## BEGIN Supplied information

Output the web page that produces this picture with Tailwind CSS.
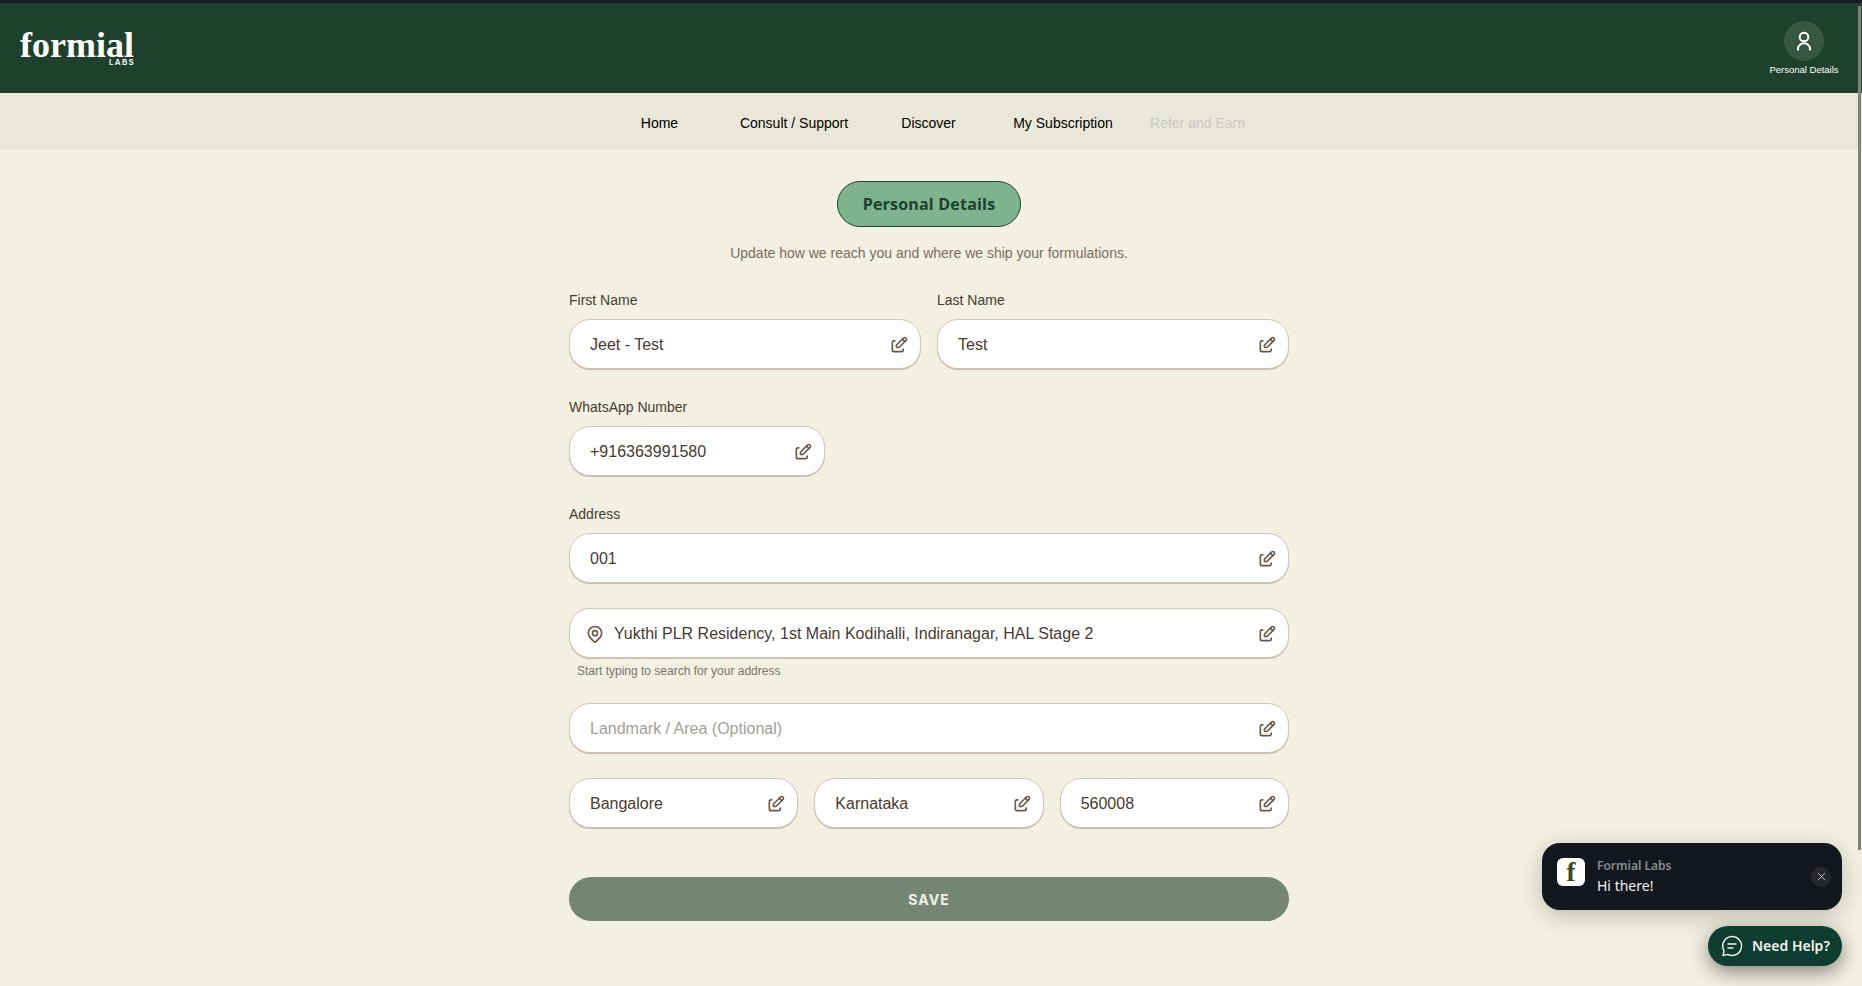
<!DOCTYPE html>
<html lang="en">
<head>
<meta charset="UTF-8" />
<title>Personal Details</title>
<script src="https://cdn.jsdelivr.net/npm/@tailwindcss/browser@4"></script>
</head>
<body class="relative h-[986px] overflow-hidden bg-[#f2f0e1] font-['Liberation_Sans',sans-serif] text-[#4a3a2e]">

<div class="h-[3px] bg-[#1c1c24]"></div>

<header class="flex h-[90px] items-center justify-between bg-[#20402e] pr-[22px] pl-5">
    <div class="flex w-[115px] flex-col items-end text-white">
        <span class="h-[28px] pr-[1px] font-['Liberation_Serif',serif] text-[36px] leading-[31px] font-bold">formial</span>
        <span class="font-['Inter',sans-serif] text-[8px] leading-[9px] font-semibold tracking-[0.16em]">LABS</span>
    </div>
    <div class="flex w-[72px] flex-col items-center gap-[3px]">
        <div class="flex h-10 w-10 items-center justify-center rounded-full bg-[#375742]">
            <svg class="h-6 w-6" viewBox="0 0 24 24" fill="none" stroke="white" stroke-width="2">
                <circle cx="12" cy="8" r="4.3" />
                <path d="M6 21.5v-1.2a6 6 0 0 1 12 0v1.2" />
            </svg>
        </div>
        <span class="whitespace-nowrap text-[9.5px] leading-[12px] text-white">Personal Details</span>
    </div>
</header>

<nav class="flex h-[56px] items-center justify-center bg-[#e9e7d8] pt-[4px] pr-[5px] text-sm text-black">
    <a class="w-[134.5px] text-center">Home</a>
    <a class="w-[134.5px] text-center">Consult / Support</a>
    <a class="w-[134.5px] text-center">Discover</a>
    <a class="w-[134.5px] text-center">My Subscription</a>
    <a class="w-[134.5px] text-center text-[#c9c9c5]">Refer and Earn</a>
</nav>

<main class="ml-[569px] flex w-[720px] flex-col">
    <div class="mt-[32px] flex justify-center">
        <div class="flex h-[46px] w-[184px] items-center justify-center rounded-[23px] border border-[#20402e] bg-[#7eb38d] font-['Open_Sans',sans-serif] text-[16px] font-bold tracking-[0.2px] text-[#20402e]">Personal Details</div>
    </div>
    <p class="mt-[18px] text-center text-sm leading-[16px] text-[#7a6d60]">Update how we reach you and where we ship your formulations.</p>

    <div class="mt-[31px] grid grid-cols-2 gap-4">
        <div>
            <label class="mb-[11px] block text-sm leading-[16px]">First Name</label>
            <div class="flex h-[50px] items-center rounded-[21px] border border-[#d2c5b5] bg-white pt-[2px] pr-[11px] pl-[20px] shadow-[0_1px_0_#c9bba9]">
                <span class="flex-1">Jeet - Test</span>
                <svg class="h-5 w-5" viewBox="0 0 24 24" fill="none" stroke="#6b5a4c" stroke-width="2" stroke-linecap="round" stroke-linejoin="round"><path d="M7 7h-1a2 2 0 0 0-2 2v9a2 2 0 0 0 2 2h9a2 2 0 0 0 2-2v-1" /><path d="M20.385 6.585a2.1 2.1 0 0 0-2.97-2.97l-8.415 8.385v3h3l8.385-8.415z" /><path d="M16 5l3 3" /></svg>
            </div>
        </div>
        <div>
            <label class="mb-[11px] block text-sm leading-[16px]">Last Name</label>
            <div class="flex h-[50px] items-center rounded-[21px] border border-[#d2c5b5] bg-white pt-[2px] pr-[11px] pl-[20px] shadow-[0_1px_0_#c9bba9]">
                <span class="flex-1">Test</span>
                <svg class="h-5 w-5" viewBox="0 0 24 24" fill="none" stroke="#6b5a4c" stroke-width="2" stroke-linecap="round" stroke-linejoin="round"><path d="M7 7h-1a2 2 0 0 0-2 2v9a2 2 0 0 0 2 2h9a2 2 0 0 0 2-2v-1" /><path d="M20.385 6.585a2.1 2.1 0 0 0-2.97-2.97l-8.415 8.385v3h3l8.385-8.415z" /><path d="M16 5l3 3" /></svg>
            </div>
        </div>
    </div>

    <label class="mt-[30px] mb-[11px] block text-sm leading-[16px]">WhatsApp Number</label>
    <div class="flex h-[50px] w-[256px] items-center rounded-[21px] border border-[#d2c5b5] bg-white pt-[2px] pr-[11px] pl-[20px] shadow-[0_1px_0_#c9bba9]">
        <span class="flex-1">+916363991580</span>
        <svg class="h-5 w-5" viewBox="0 0 24 24" fill="none" stroke="#6b5a4c" stroke-width="2" stroke-linecap="round" stroke-linejoin="round"><path d="M7 7h-1a2 2 0 0 0-2 2v9a2 2 0 0 0 2 2h9a2 2 0 0 0 2-2v-1" /><path d="M20.385 6.585a2.1 2.1 0 0 0-2.97-2.97l-8.415 8.385v3h3l8.385-8.415z" /><path d="M16 5l3 3" /></svg>
    </div>

    <label class="mt-[30px] mb-[11px] block text-sm leading-[16px]">Address</label>
    <div class="flex h-[50px] items-center rounded-[21px] border border-[#d2c5b5] bg-white pt-[2px] pr-[11px] pl-[20px] shadow-[0_1px_0_#c9bba9]">
        <span class="flex-1">001</span>
        <svg class="h-5 w-5" viewBox="0 0 24 24" fill="none" stroke="#6b5a4c" stroke-width="2" stroke-linecap="round" stroke-linejoin="round"><path d="M7 7h-1a2 2 0 0 0-2 2v9a2 2 0 0 0 2 2h9a2 2 0 0 0 2-2v-1" /><path d="M20.385 6.585a2.1 2.1 0 0 0-2.97-2.97l-8.415 8.385v3h3l8.385-8.415z" /><path d="M16 5l3 3" /></svg>
    </div>

    <div class="mt-[25px] flex h-[50px] items-center rounded-[21px] border border-[#d2c5b5] bg-white pt-[2px] pr-[11px] pl-[15px] shadow-[0_1px_0_#c9bba9]">
        <svg class="mr-[9px] h-5 w-5" viewBox="0 0 24 24" fill="none" stroke="#6b5a4c" stroke-width="2" stroke-linecap="round" stroke-linejoin="round"><path d="M9 11a3 3 0 1 0 6 0a3 3 0 0 0-6 0" /><path d="M17.657 16.657l-4.243 4.243a2 2 0 0 1-2.827 0l-4.244-4.243a8 8 0 1 1 11.314 0z" /></svg>
        <span class="flex-1">Yukthi PLR Residency, 1st Main Kodihalli, Indiranagar, HAL Stage 2</span>
        <svg class="h-5 w-5" viewBox="0 0 24 24" fill="none" stroke="#6b5a4c" stroke-width="2" stroke-linecap="round" stroke-linejoin="round"><path d="M7 7h-1a2 2 0 0 0-2 2v9a2 2 0 0 0 2 2h9a2 2 0 0 0 2-2v-1" /><path d="M20.385 6.585a2.1 2.1 0 0 0-2.97-2.97l-8.415 8.385v3h3l8.385-8.415z" /><path d="M16 5l3 3" /></svg>
    </div>
    <p class="mt-[6px] pl-2 text-xs leading-[14px] text-[#7a7468]">Start typing to search for your address</p>

    <div class="mt-[25px] flex h-[50px] items-center rounded-[21px] border border-[#d2c5b5] bg-white pt-[2px] pr-[11px] pl-[20px] shadow-[0_1px_0_#c9bba9]">
        <span class="flex-1 text-[#a39d95]">Landmark / Area (Optional)</span>
        <svg class="h-5 w-5" viewBox="0 0 24 24" fill="none" stroke="#6b5a4c" stroke-width="2" stroke-linecap="round" stroke-linejoin="round"><path d="M7 7h-1a2 2 0 0 0-2 2v9a2 2 0 0 0 2 2h9a2 2 0 0 0 2-2v-1" /><path d="M20.385 6.585a2.1 2.1 0 0 0-2.97-2.97l-8.415 8.385v3h3l8.385-8.415z" /><path d="M16 5l3 3" /></svg>
    </div>

    <div class="mt-[25px] grid grid-cols-3 gap-4">
        <div class="flex h-[50px] items-center rounded-[21px] border border-[#d2c5b5] bg-white pt-[2px] pr-[11px] pl-[20px] shadow-[0_1px_0_#c9bba9]">
            <span class="flex-1">Bangalore</span>
            <svg class="h-5 w-5" viewBox="0 0 24 24" fill="none" stroke="#6b5a4c" stroke-width="2" stroke-linecap="round" stroke-linejoin="round"><path d="M7 7h-1a2 2 0 0 0-2 2v9a2 2 0 0 0 2 2h9a2 2 0 0 0 2-2v-1" /><path d="M20.385 6.585a2.1 2.1 0 0 0-2.97-2.97l-8.415 8.385v3h3l8.385-8.415z" /><path d="M16 5l3 3" /></svg>
        </div>
        <div class="flex h-[50px] items-center rounded-[21px] border border-[#d2c5b5] bg-white pt-[2px] pr-[11px] pl-[20px] shadow-[0_1px_0_#c9bba9]">
            <span class="flex-1">Karnataka</span>
            <svg class="h-5 w-5" viewBox="0 0 24 24" fill="none" stroke="#6b5a4c" stroke-width="2" stroke-linecap="round" stroke-linejoin="round"><path d="M7 7h-1a2 2 0 0 0-2 2v9a2 2 0 0 0 2 2h9a2 2 0 0 0 2-2v-1" /><path d="M20.385 6.585a2.1 2.1 0 0 0-2.97-2.97l-8.415 8.385v3h3l8.385-8.415z" /><path d="M16 5l3 3" /></svg>
        </div>
        <div class="flex h-[50px] items-center rounded-[21px] border border-[#d2c5b5] bg-white pt-[2px] pr-[11px] pl-[20px] shadow-[0_1px_0_#c9bba9]">
            <span class="flex-1">560008</span>
            <svg class="h-5 w-5" viewBox="0 0 24 24" fill="none" stroke="#6b5a4c" stroke-width="2" stroke-linecap="round" stroke-linejoin="round"><path d="M7 7h-1a2 2 0 0 0-2 2v9a2 2 0 0 0 2 2h9a2 2 0 0 0 2-2v-1" /><path d="M20.385 6.585a2.1 2.1 0 0 0-2.97-2.97l-8.415 8.385v3h3l8.385-8.415z" /><path d="M16 5l3 3" /></svg>
        </div>
    </div>

    <button class="mt-[49px] h-[44px] rounded-full bg-[#748672] pt-[1px] font-['Inter',sans-serif] text-sm font-bold tracking-[0.08em] text-[#f3f1e6]">SAVE</button>
</main>

<!-- scrollbar thumb -->
<div class="absolute top-[6px] right-[1px] h-[844px] w-[3px] bg-[#808080]"></div>

<!-- chat widget -->
<div class="absolute top-[843px] left-[1542px] flex h-[67px] w-[300px] items-center rounded-[18px] bg-[#14181e] pr-[11px] pl-[15px] font-['Noto_Sans',sans-serif] shadow-[0_6px_24px_rgba(0,0,0,0.22)]">
    <div class="mb-[9px] flex h-7 w-7 items-center justify-center rounded-[6px] bg-white font-['Liberation_Serif',serif] text-[27px] leading-none font-bold text-[#3d4a1e]">f</div>
    <div class="ml-3 flex-1">
        <div class="text-xs leading-[16px] font-semibold text-[#8b8d90]">Formial Labs</div>
        <div class="mt-[2px] text-sm leading-[20px] text-[#f0f0f0]">Hi there!</div>
    </div>
    <div class="flex h-5 w-5 items-center justify-center rounded-full bg-[#26282c]">
        <svg class="h-[9px] w-[9px]" viewBox="0 0 10 10" stroke="#c8c8c8" stroke-width="1"><path d="M1 1l8 8M9 1l-8 8" /></svg>
    </div>
</div>
<div class="absolute top-[926px] left-[1708px] flex h-10 w-[134px] items-center rounded-full bg-[#0f3d30] pl-3 font-['Noto_Sans',sans-serif] text-sm font-semibold text-[#f2f2f2] shadow-[0_6px_20px_rgba(0,0,0,0.45)]">
    <svg class="mr-2 h-6 w-6" viewBox="0 0 24 24" fill="none" stroke="#f2f2f2" stroke-width="1.4" stroke-linecap="round" stroke-linejoin="round"><path d="M12 2.5a9.5 9.5 0 1 1-4.4 17.9L3 21.5l1.1-4.6A9.5 9.5 0 0 1 12 2.5z" /><path d="M8 10h8M8 14h5" /></svg>
    Need Help?
</div>

</body>
</html>
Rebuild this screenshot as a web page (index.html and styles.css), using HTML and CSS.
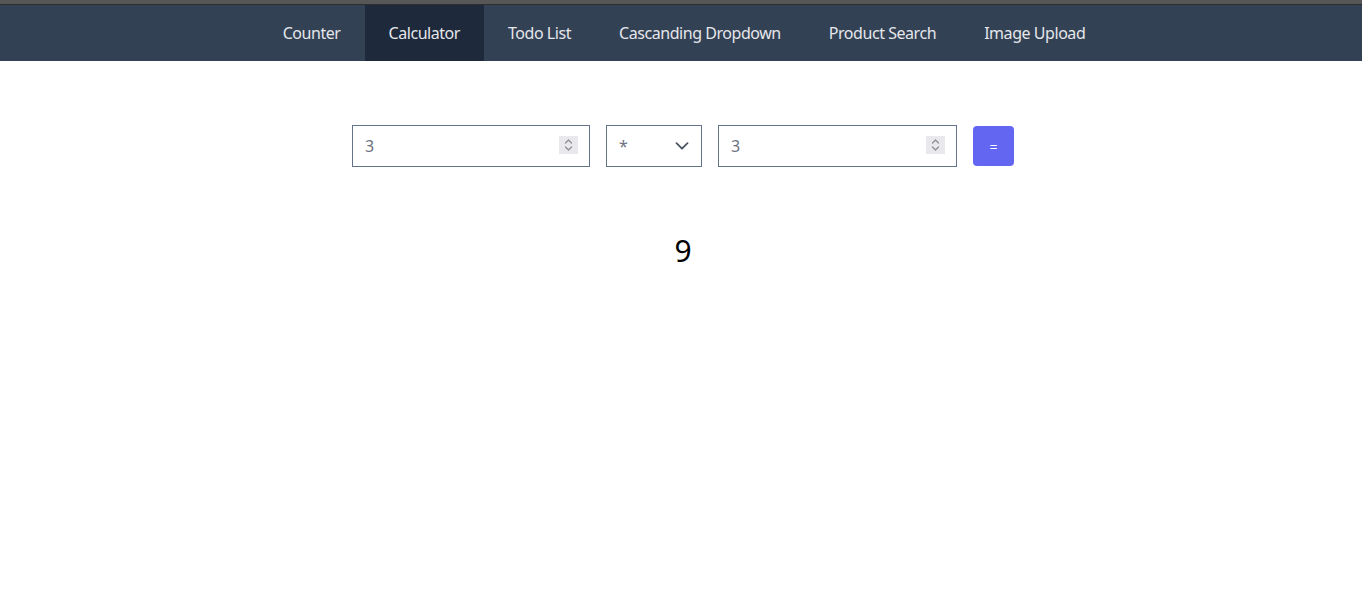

## END Supplied information

**Task brief**. Restate, line by line and word for word, everything from the top of the material through the line that contains "h-[986px] overflow-hidden bg-[#f2f0e1]". Leave pictures out.

**Exercise output**.
Output the web page that produces this picture with Tailwind CSS.
<!DOCTYPE html>
<html lang="en">
<head>
<meta charset="UTF-8" />
<title>Personal Details</title>
<script src="https://cdn.jsdelivr.net/npm/@tailwindcss/browser@4"></script>
</head>
<body class="relative h-[986px] overflow-hidden bg-[#f2f0e1] font-['Liberation_Sans',sans-serif] text-[#4a3a2e]">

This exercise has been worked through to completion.